• [EXERCISE DETAILS] Search the material and gather each line with "that" in it.

• [INFORMATION SUPPLIED]
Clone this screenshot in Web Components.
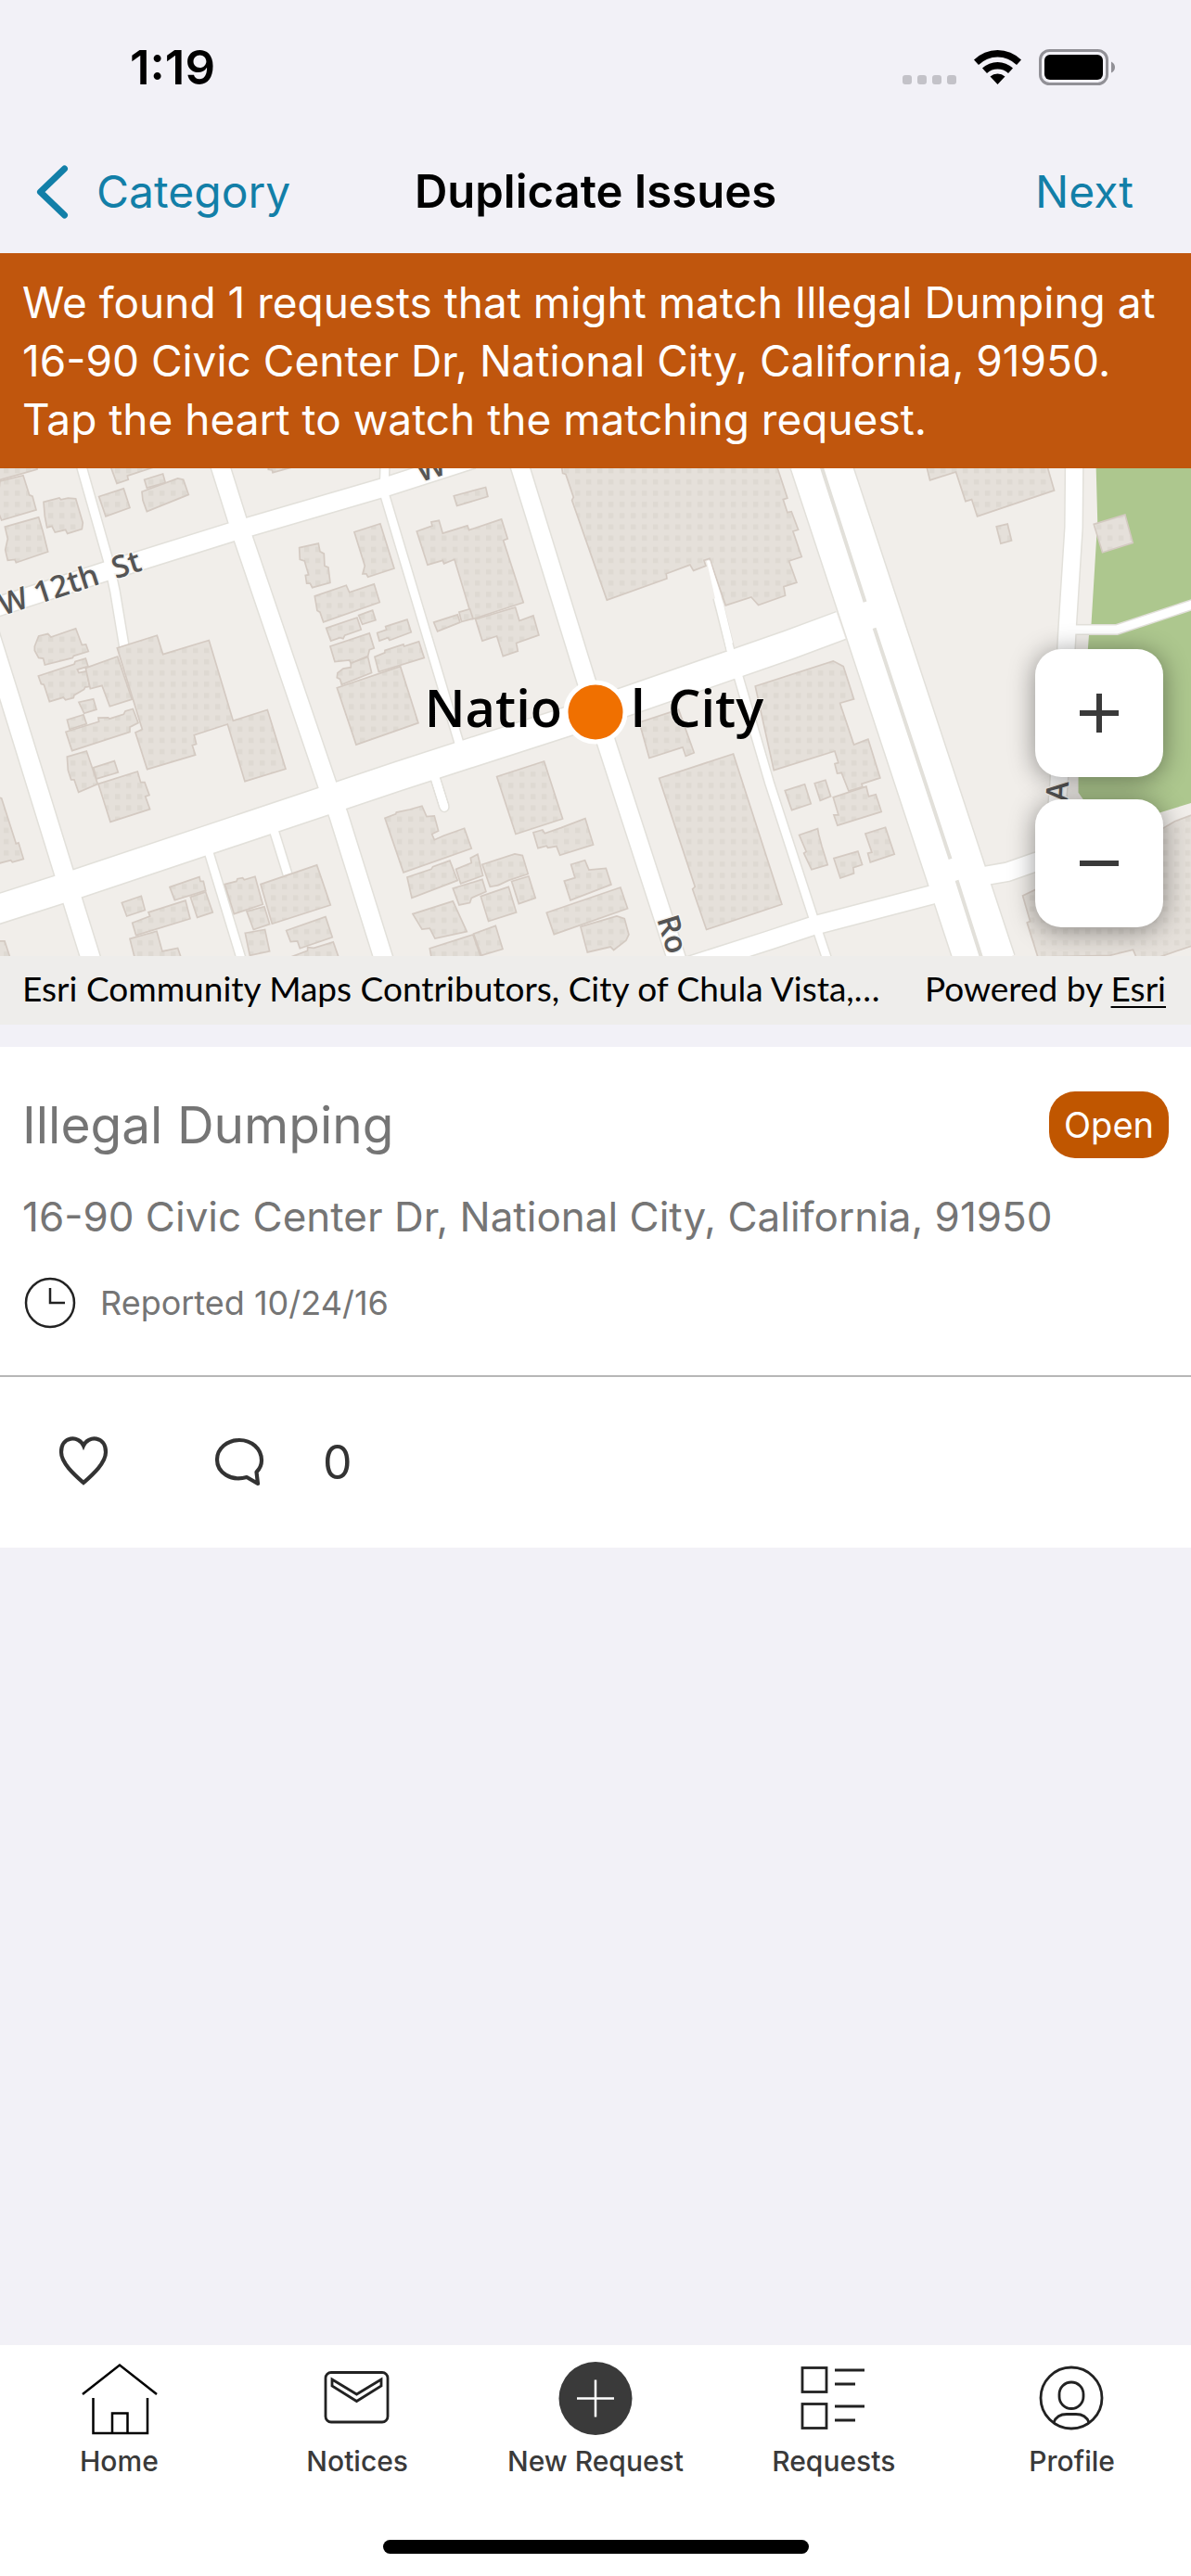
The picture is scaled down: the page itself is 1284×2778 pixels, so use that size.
<!DOCTYPE html>
<html lang="en">
<head>
<meta charset="utf-8">
<meta name="viewport" content="width=device-width, initial-scale=1">
<title>Duplicate Issues</title>
<style>
  body {
    margin: 0;
    font-family: Inter, "Liberation Sans", sans-serif;
    background: #f2f1f7;
    color: #000;
  }
</style>
</head>
<body>
<issue-app></issue-app>

<script>
const define = (name, html) => {
  const template = document.createElement('template');
  template.innerHTML = html;
  customElements.define(name, class extends HTMLElement {
    constructor() {
      super();
      this.attachShadow({ mode: 'open' }).append(template.content.cloneNode(true));
    }
  });
};

/* Clock, signal, wifi and battery */
define('status-bar', `
<style>
  :host { display: flex; align-items: center; justify-content: space-between; height: 146px; padding: 0 82px 0 140px; }
  time { font-size: 51px; font-weight: 600; line-height: 60px; }
  svg { display: block; }
</style>
<time>1:19</time>
<svg width="230" height="40" viewBox="972 53 230 40" aria-label="Wi-Fi on, battery full" role="img">
  <g fill="#c3c2c8"><rect x="973" y="81" width="10" height="10" rx="3"/><rect x="989" y="81" width="10" height="10" rx="3"/><rect x="1005" y="81" width="10" height="10" rx="3"/><rect x="1021" y="81" width="10" height="10" rx="3"/></g>
  <path d="M1050 64.500A36 36 0 0 1 1101 64.500L1096 70A29 29 0 0 0 1055 70ZM1059 73.500A24 24 0 0 1 1092 73.500L1087 79A17 17 0 0 0 1064 79ZM1067.500 82.500A12 12 0 0 1 1083.500 82.500L1075.500 91Z"/>
  <rect x="1121.500" y="54.500" width="72" height="36" rx="10" fill="none" stroke="#919096" stroke-width="3"/>
  <rect x="1126" y="59" width="63" height="27" rx="6"/>
  <path d="M1198 66.500Q1202 68.500 1202 72.500Q1202 76.500 1198 78.500Z" fill="#919096"/>
</svg>`);

define('nav-header', `
<style>
  :host { display: grid; grid-template-columns: 1fr auto 1fr; align-items: center; height: 127px; padding: 0 38px 6px; box-sizing: border-box; }
  a, button { font: inherit; font-size: 48px; line-height: 60px; color: #127fa8; text-decoration: none; background: none; border: 0; padding: 0; }
  a { display: flex; align-items: center; gap: 30px; justify-self: start; }
  h1 { margin: 0; font-size: 49px; line-height: 60px; font-weight: 600; }
  button { justify-self: end; padding-right: 24px; }
</style>
<a href="#category"><svg width="36" height="60" viewBox="0 0 36 60" fill="none" stroke="currentColor" stroke-width="7" stroke-linecap="round" stroke-linejoin="round"><path d="M31.500 5L5.500 30L31.500 55"/></svg><slot name="back"></slot></a>
<h1><slot></slot></h1>
<button type="button"><slot name="next"></slot></button>`);

define('alert-banner', `
<style>
  :host { display: block; box-sizing: border-box; padding: 22px 24px 21px; background: #c0560d; color: #fff; }
  p { margin: 0; font-size: 46px; line-height: 63px; }
</style>
<p><slot></slot></p>`);

/* Street map. Shapes are in map units: 3 per pixel across, 2.904 down. */
const building = pts => `<path d="M${pts}Z"/>`;
const west = [
 '-5 0 -5 52 120 18 120 0','0 55 75 37 95 98 105 102 117 145 5 177 -10 140','141 120 192 107 197 113 220 108 245 110 268 185 265 205 218 219 212 207 178 215 168 196 152 200 145 165',
 '16 198 125 168 138 210 155 276 52 310 48 300 25 303 17 270 25 235','360 0 360 15 378 62 415 50 412 38 495 12 495 0','320 103 400 78 420 138 342 165','467 50 527 32 535 60 475 76',
 '459 88 575 46 593 50 610 97 475 150 462 115','868 0 868 18 880 20 882 28 950 10 950 0','112 572 125 540 155 533 165 543 245 516 265 568 278 566 286 588 238 602 235 608 145 630 140 610 125 608 112 585',
 '124 665 240 628 243 620 277 610 285 635 250 645 255 655 280 650 290 698 275 700 272 707 240 725 238 733 212 740 205 732 160 745 142 692 133 690','277 640 380 604 427 738 355 760 330 695 292 705',
 '379 577 508 538 527 597 676 553 754 805 865 771 924 956 792 995 736 816 628 850 635 878 622 882 632 912 476 957 438 842 460 832','255 747 302 737 312 770 272 782','217 802 270 786 280 815 225 832',
 '213 840 320 808 318 796 350 795 354 799 400 785 405 775 430 768 447 812 420 825 420 840 233 899','217 918 280 900 316 1003 254 1029 240 990 230 990 220 960','302 952 370 931 382 967 312 987',
 '318 1003 445 964 455 998 468 998 483 1038 470 1042 485 1082 357 1122','-5 1045 5 1048 52 1190 60 1187 76 1238 40 1248 35 1242 -5 1252','968 263 1030 250 1035 275 1048 282 1050 320 1062 325 1068 373 1010 388 1003 375 992 375 988 350 998 348 985 305 970 300',
 '1146 214 1230 188 1275 328 1190 355 1185 345 1173 345 1180 320','1018 415 1120 381 1130 403 1210 377 1228 434 1046 496 1035 465 1026 460','1055 515 1155 482 1168 520 1115 538 1110 548 1100 545 1070 555','1160 475 1205 459 1215 490 1172 503',
 '1068 572 1195 531 1210 578 1195 583 1190 603 1135 625 1130 615 1083 620','1092 655 1110 642 1135 638 1135 625 1190 605 1202 655 1105 692 1100 675 1090 670','1090 702 1295 635 1353 812 1152 880',
 '394 1375 457 1354 469 1398 410 1417','549 1326 645 1294 648 1308 658 1308 665 1337 565 1367','616 1357 665 1341 688 1405 638 1421','428 1438 485 1417 480 1405 600 1368 615 1425 440 1477','420 1488 507 1464 525 1527 575 1517 585 1545 435 1545',
 '727 1317 765 1308 768 1300 785 1297 790 1303 825 1293 850 1380 757 1410','843 1317 1025 1257 1069 1382 880 1441','798 1402 855 1387 872 1442 820 1459','793 1470 857 1459 872 1527 808 1540',
 '926 1462 1053 1419 1075 1483 970 1518 962 1495 940 1497','940 1545 995 1525 995 1515 1015 1517 1078 1498 1095 1545','-5 1495 15 1495 32 1545 -5 1545'];
const centre = [
 '20 530 50 520 47 510 117 488 130 528 60 553 55 545 27 555','12 605 45 592 45 585 105 566 107 572 155 557 172 608 25 652','45 1110 80 1097 82 1092 125 1083 165 1072 180 1105 205 1103 218 1150 197 1160 205 1178 235 1165 302 1142 325 1205 105 1280',
 '268 101 371 74 378 103 278 132','148 212 198 195 195 183 220 178 232 218 312 194 317 208 422 174 442 235 428 240 493 435 328 487 270 300 236 313 232 303 183 317','338 487 467 450 480 492 525 476 543 537 470 562 475 587 427 603 407 540 360 555',
 '203 497 280 473 288 497 215 525','285 465 320 455 330 485 293 495','615 0 620 30 630 33 655 105 650 115 763 427 957 360 955 345 1032 317 1043 335 1083 320 1077 303 1095 297 1147 444 1230 418 1253 443 1340 413 1335 385 1377 372 1352 305 1393 292 1365 212 1382 207 1360 150 1347 153 1333 112 1347 108 1310 0',
 '868 810 995 770 1045 905 1018 916 1008 888 900 922','932 985 1172 909 1329 1380 1085 1459 1040 1332 1048 1325','407 980 560 932 620 1112 468 1160','525 1155 555 1147 562 1158 615 1140 693 1111 719 1193 611 1226 600 1198 572 1203 568 1197 540 1204',
 '647 1255 692 1242 705 1272 760 1267 777 1318 645 1367 625 1307 660 1297','568 1406 807 1327 830 1393 592 1474','678 1450 795 1417 820 1425 834 1475 825 1493 785 1523 775 1513 700 1530','117 1295 195 1270 200 1262 255 1243 280 1305 132 1360',
 '275 1270 325 1250 322 1235 345 1223 362 1290 290 1315','360 1255 465 1222 490 1227 508 1285 445 1305 412 1320 385 1325','265 1330 360 1302 372 1340 325 1360 320 1375 285 1382','455 1308 510 1292 532 1360 478 1378','355 1355 445 1325 470 1405 380 1433',
 '135 1410 265 1370 310 1465 207 1487 190 1455 165 1458','190 1518 330 1475 355 1545 195 1545','332 1472 403 1447 426 1520 357 1540'];
const east = [
 '-47 697 205 618 238 635 272 737 227 750 272 880 318 863 357 984 297 1003 300 1012 255 1025 232 968 218 970 210 940 222 937 210 900 13 960','505 0 518 52 602 26 633 118 653 112 671 165 920 84 895 0','733 197 769 189 782 241 747 250','1048 190 1149 160 1174 248 1076 278',
 '49 1024 113 1004 133 1065 71 1085','145 1001 180 991 197 1042 163 1055','205 1045 312 1011 320 1042 343 1036 361 1090 219 1133 207 1100 222 1100','95 1163 155 1143 158 1160 168 1197 187 1256 135 1271 110 1220 118 1215','309 1159 374 1139 403 1223 325 1248 317 1220 330 1217',
 '207 1236 285 1214 299 1256 270 1265 272 1283 228 1298','867 1545 832 1437 842 1433 818 1353 1272 1142 1310 1120 1380 1095 1380 1505 1260 1545 1185 1545 1175 1522 1100 1540'];
const streets = [
 [57,'M-30 455L350 335L780 205L1240 75L1530 -15'],[60,'M-80 390L33 738L208 1285L300 1570'],[58,'M705 -15L775 200L1060 1010L1095 1100L1247 1570'],
 [57,'M1674 -15L1896 680L1960 870L2195 1570'],[88,'M-30 1402L220 1325L1060 1053L1290 978L1860 800L2550 568L2720 507'],
 [56,'M2180 1588L2490 1492L2630 1447L3015 1350L3110 1308L3190 1290L3260 1278L3352 1247L3440 1215'],[190,'M2649 -15L3190 1570'],
 [54,'M3475 -15L3473 200L3452 520L3425 1000L3405 1230'],[28,'M258 -10L352 310L372 400L402 575'],[26,'M1245 10L1242 90L1485 875'],[26,'M1400 960L1437 1075'],[26,'M670 1200L785 1565'],[26,'M880 1130L930 1285'],
 [26,'M2368 600L2388 665L2490 1003L2630 1420L2680 1565'],[26,'M3475 520L3612 520L3880 434'],[22,'M2320 420L2372 620']];
const draw = extra => streets.map(([w, d]) => `<path stroke-width="${w + extra}" d="${d}"/>`).join('');

define('street-map', `
<style>
  :host { display: block; overflow: hidden; background: #f1eeea; }
  svg { display: block; width: 100%; height: 100%; }
  text { font-family: "Open Sans", "Noto Sans", sans-serif; font-weight: 600; paint-order: stroke; stroke: #f6f4f1; stroke-width: 3; }
  .street { font-size: 33px; fill: #555; }
  .city { font-size: 56px; fill: #000; stroke-width: 1; }
</style>
<svg viewBox="0 0 1284 526" preserveAspectRatio="xMidYMid slice" role="img" aria-label="Map of National City">
  <defs><pattern id="dots" width="36" height="35.200" patternUnits="userSpaceOnUse"><rect width="36" height="36" fill="#e5e0da"/><rect x="12" y="14" width="16" height="16" fill="#ded9d2"/></pattern></defs>
  <g transform="matrix(.3333 0 0 .34439 0 -5)">
    <path fill="#adc78e" d="M3545 0L3550 180L3530 500L3522 540L3488 985L3488 1030L3510 1060L3700 1110L3760 1090L3880 1055V0Z"/>
    <g fill="none" stroke="#e2e0da" stroke-linejoin="round">${draw(9)}<path stroke-linecap="round" stroke-width="35" d="M1400 960L1437 1075"/></g>
    <g fill="none" stroke="#fff" stroke-linejoin="round">${draw(0)}<path stroke-linecap="round" stroke-width="26" d="M1400 960L1437 1075"/></g>
    <g fill="none" stroke="#e2e0da" stroke-width="12"><path d="M2649 -15L2798 433M2828 515L3074 1238M3095 1305L3182 1570"/></g>
    <g fill="url(#dots)" stroke="#d4cac2" stroke-width="5">
      ${west.map(building).join('')}
      <g transform="translate(1200 0)">${centre.map(building).join('')}</g>
      <g transform="translate(2490 0)">${east.map(building).join('')}</g>
    </g>
    <path fill="#fff" d="M2286 305L2296 303L2340 440L2370 560L2352 588Z"/>
  </g>
  <text class="street" transform="translate(3 159) rotate(-18)">W 12th <tspan dx="8">St</tspan></text>
  <text class="street" transform="translate(453 15) rotate(-17)">W</text>
  <text class="street" transform="translate(708 486) rotate(73)">Ro</text>
  <text class="street" transform="translate(1151 360) rotate(-87)">A</text>
  <text class="city" x="606" y="279" text-anchor="end">Natio</text>
  <text class="city" x="680" y="279">l</text>
  <text class="city" x="720" y="279">City</text>
  <circle cx="642" cy="263" r="32" fill="#f07000" stroke="#fff" stroke-width="5"/>
</svg>`);

define('zoom-controls', `
<style>
  :host { display: flex; flex-direction: column; gap: 24px; }
  button { display: grid; place-items: center; width: 138px; height: 138px; padding: 0; border: 0; border-radius: 28px; background: #fff; box-shadow: 0 3px 28px rgba(0,0,0,.42); }
</style>
<button type="button" aria-label="Zoom in"><svg width="42" height="42" viewBox="0 0 42 42" stroke="#3a3a3a" stroke-width="6"><path d="M0 21H42M21 0V42"/></svg></button>
<button type="button" aria-label="Zoom out"><svg width="42" height="42" viewBox="0 0 42 42" stroke="#3a3a3a" stroke-width="6"><path d="M0 21H42"/></svg></button>`);

define('issue-map', `
<style>
  :host { display: block; position: relative; overflow: hidden; }
  street-map { height: 526px; }
  zoom-controls { position: absolute; right: 30px; bottom: 105px; }
  footer { position: relative; display: flex; justify-content: space-between; align-items: center; box-sizing: border-box; height: 74px; padding: 0 27px 4px 24px; background: #eeedeb; font: 37px/44px Lato, "Open Sans", sans-serif; gap: 24px; }
  span { white-space: nowrap; }
  a { color: inherit; text-underline-offset: 5px; text-decoration-thickness: 2px; }
</style>
<street-map></street-map>
<zoom-controls></zoom-controls>
<footer><span>Esri Community Maps Contributors, City of Chula Vista,…</span><span>Powered by <a href="#esri">Esri</a></span></footer>`);

define('request-card', `
<style>
  :host { display: block; margin-top: 24px; background: #fff; color: #757575; }
  .details { padding: 48px 24px 48px; border-bottom: 2px solid #b7b7b7; }
  header { display: flex; justify-content: space-between; align-items: center; }
  h2 { margin: 0; font-size: 55px; line-height: 72px; font-weight: 400; }
  .badge { padding: 0 16px; border-radius: 28px; background: #c05600; color: #fff; font-size: 38px; line-height: 72px; }
  p { margin: 36px 0 0; font-size: 44px; line-height: 54px; }
  .reported { display: flex; align-items: center; gap: 24px; margin-top: 36px; font-size: 36px; line-height: 60px; }
  .actions { display: flex; align-items: center; height: 184px; padding: 0 60px; color: #333; }
  button { display: flex; align-items: center; gap: 60px; padding: 0; border: 0; background: none; font: inherit; font-size: 50px; line-height: 60px; color: inherit; }
  button + button { margin-left: 108px; }
  svg { display: block; fill: none; }
</style>
<div class="details">
  <header><h2><slot name="title"></slot></h2><span class="badge"><slot name="status"></slot></span></header>
  <p><slot name="address"></slot></p>
  <div class="reported"><svg width="60" height="60" viewBox="0 0 60 60" stroke="#222" stroke-width="2.500"><circle cx="30" cy="30" r="26"/><path d="M30 14V30H46"/></svg><slot name="reported"></slot></div>
</div>
<div class="actions">
  <button type="button" aria-label="Watch this request"><svg width="60" height="60" viewBox="0 0 60 60" stroke="currentColor" stroke-width="4.200"><path d="M30 52C21 44 6 31 6 19C6 1.500 25 .5 30 12C35 .5 54 1.500 54 19C54 31 39 44 30 52Z"/></svg></button>
  <button type="button"><svg width="60" height="60" viewBox="0 0 60 60" stroke="currentColor" stroke-width="4.200" stroke-linejoin="round"><path d="M38 46C21 51 6 41 6 27C6 15 17 6 30 6C43 6 54 15 54 28C54 33 52 37 48.500 40.500L50 53Z"/></svg><slot name="comments"></slot></button>
</div>`);

const icons = {
  home: '<g stroke="#000" stroke-width="2.500"><path d="M5 36L45 4.500L85 36M16.500 40V78H75V40M37 78V56.500H53.500V78"/></g>',
  notices: '<g stroke="#222" stroke-width="2.800"><rect x="10" y="12.500" width="67" height="53.500" rx="6"/><path stroke-miterlimit="12" d="M17 20L43.500 36L70 20V27L43.500 43.500L17 27Z"/></g>',
  add: '<circle cx="44" cy="40.500" r="39.500" fill="#3a3a3a"/><path stroke="#fff" stroke-width="2.500" d="M24 40.500H64M44 20.500V60.500"/>',
  requests: '<g stroke="#222" stroke-width="2.800"><rect x="10" y="7.500" width="26" height="26"/><rect x="10" y="46.500" width="26" height="26"/><path d="M45 10H77M45 25H67M45 49H77M45 64H67"/></g>',
  profile: '<g stroke="#222" stroke-width="2.800"><circle cx="43" cy="40" r="33"/><rect x="30" y="23" width="26" height="28.500" rx="13"/><path d="M24 66.500C27 58.500 33 57.500 38 57.500H48C53 57.500 59 58.500 62 66.500"/></g>'
};

customElements.define('tab-item', class extends HTMLElement {
  constructor() {
    super();
    this.attachShadow({ mode: 'open' }).innerHTML = `
<style>
  :host { display: block; flex: 1 1 0; }
  a { display: flex; flex-direction: column; align-items: center; gap: 5px; color: #3a3a3a; text-decoration: none; font-size: 30px; font-weight: 500; line-height: 42px; white-space: nowrap; }
  svg { display: block; }
</style>
<a href="#${this.getAttribute('icon')}"><svg width="88" height="82" viewBox="0 0 88 82" fill="none">${icons[this.getAttribute('icon')]}</svg><slot></slot></a>`;
  }
});

define('tab-bar', `
<style>
  :host { display: block; box-sizing: border-box; height: 249px; padding-top: 17px; background: #fff; }
  nav { display: flex; }
  i { display: block; width: 459px; height: 15px; margin: 64px auto 0; border-radius: 8px; background: #000; }
</style>
<nav><tab-item icon="home">Home</tab-item><tab-item icon="notices">Notices</tab-item><tab-item icon="add">New Request</tab-item><tab-item icon="requests">Requests</tab-item><tab-item icon="profile">Profile</tab-item></nav>
<i></i>`);

define('issue-app', `
<style>
  :host { display: flex; flex-direction: column; min-height: 100vh; }
  main { flex: 1; }
</style>
<status-bar></status-bar>
<nav-header><span slot="back">Category</span>Duplicate Issues<span slot="next">Next</span></nav-header>
<main>
  <alert-banner>We found 1 requests that might match Illegal Dumping at 16-90 Civic Center Dr, National City, California, 91950. Tap the heart to watch the matching request.</alert-banner>
  <issue-map></issue-map>
  <request-card>
    <span slot="title">Illegal Dumping</span>
    <span slot="status">Open</span>
    <span slot="address">16-90 Civic Center Dr, National City, California, 91950</span>
    <span slot="reported">Reported 10/24/16</span>
    <span slot="comments">0</span>
  </request-card>
</main>
<tab-bar></tab-bar>`);
</script>
</body>
</html>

• [FULL OUTPUT]
The picture is scaled down: the page itself is 1284×2778 pixels, so use that size.
  <alert-banner>We found 1 requests that might match Illegal Dumping at 16-90 Civic Center Dr, National City, California, 91950. Tap the heart to watch the matching request.</alert-banner>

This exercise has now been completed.